Sebagai pujangga keraton, tugas utama Ranggawarsita adalah menyusun dan mengembangkan kebudayaan dan kepustakaan Jawa. Dalam jabatannya, Ranggawarsita banyak menelurkan karya yang bermutu. Selain mumpuni dalam bidang susastra Jawa, Ranggawarsita juga seorang cendekiawan yang tidak “kuper”. Salah satu bukti adalah beliau bersahabat dan bekerja sama dengan seorang cendekiawan dan pakar bahasa dari Belanda, C.F. Winter.
Kolaborasi mereka menghasilkan sebuah kamus Kawi-Jawa, Kawi-Javaansche Woodenboek. Karya itu telah diterbitkan ulang oleh Gama Press, dengan judul Kamus Kawi-Jawa. Ranggawarsita juga mendapat tawaran untuk menjadi profesor di negeri Belanda, namun beliau menolak karena ingin mengabdi di keraton.
Menilik dari karya, jabatan, dan pergaulannya, tak aneh kalau Ranggawarsita adalah cendekiawan yang melampaui zaman. Banyak karyanya secara apik mengungkapkan hukum-hukum sejarah dan masyarakat. Misalnya teori beliau tentang zaman Pakewuh, yang merupakan zaman terkutuk, semua orang pada gila, kelak suatu saat pasti berakhir. Dan anehnya Ranggawarsita secara tepat dapat meramalkan kapan berakhirnya keadaan itu.

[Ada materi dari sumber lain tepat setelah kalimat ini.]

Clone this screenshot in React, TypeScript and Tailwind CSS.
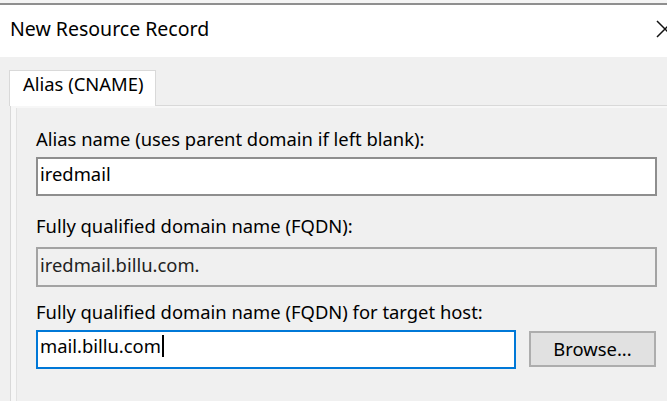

Dalam serat Sabdajati Pupuh Megatruh bait ke 14, Ranggawarsita menuliskan syair ini.
Waluyane benjang lamun ana wiku, memuji ngesthi sawiji, sabuk tebu lir majenun, galibedan tudang tuding, anacahken sakehing wong.
(Berkhirnya nanti jika suatu saat ada seorang sakti, yang ahli beribadah kepada yang Maha Satu, memakai sabuk tebu bagaikan orang gila, berkeliling menuding ke sana ke mari, menghitung-hitung jumlah manusia.)
Kita tidak akan membahas makna bait di atas, tetapi di situ terselip kata: Wiku memuji ngesthi sawiji, adalah candra sengkala atau penanda tahun yang kalau dinominalkan keluar angka: 1877 Jawa, atau bertepatan dengan tahun 1945. Itulah tahun kemerdekaan negara kita, zaman ketika Pakewuh atau serba sulit tersebut berakhir.
Ranggawasita meninggal dunia tahun 1873 M. Beliau dimakamkan di Palar, Klaten, 15 km dari keraton tempatnya mengabdi. Sepeninggalnya, tak lahir lagi pujangga keraton yang sekaliber beliau. Ranggawasita adalah Sang Pujangga Terakhir.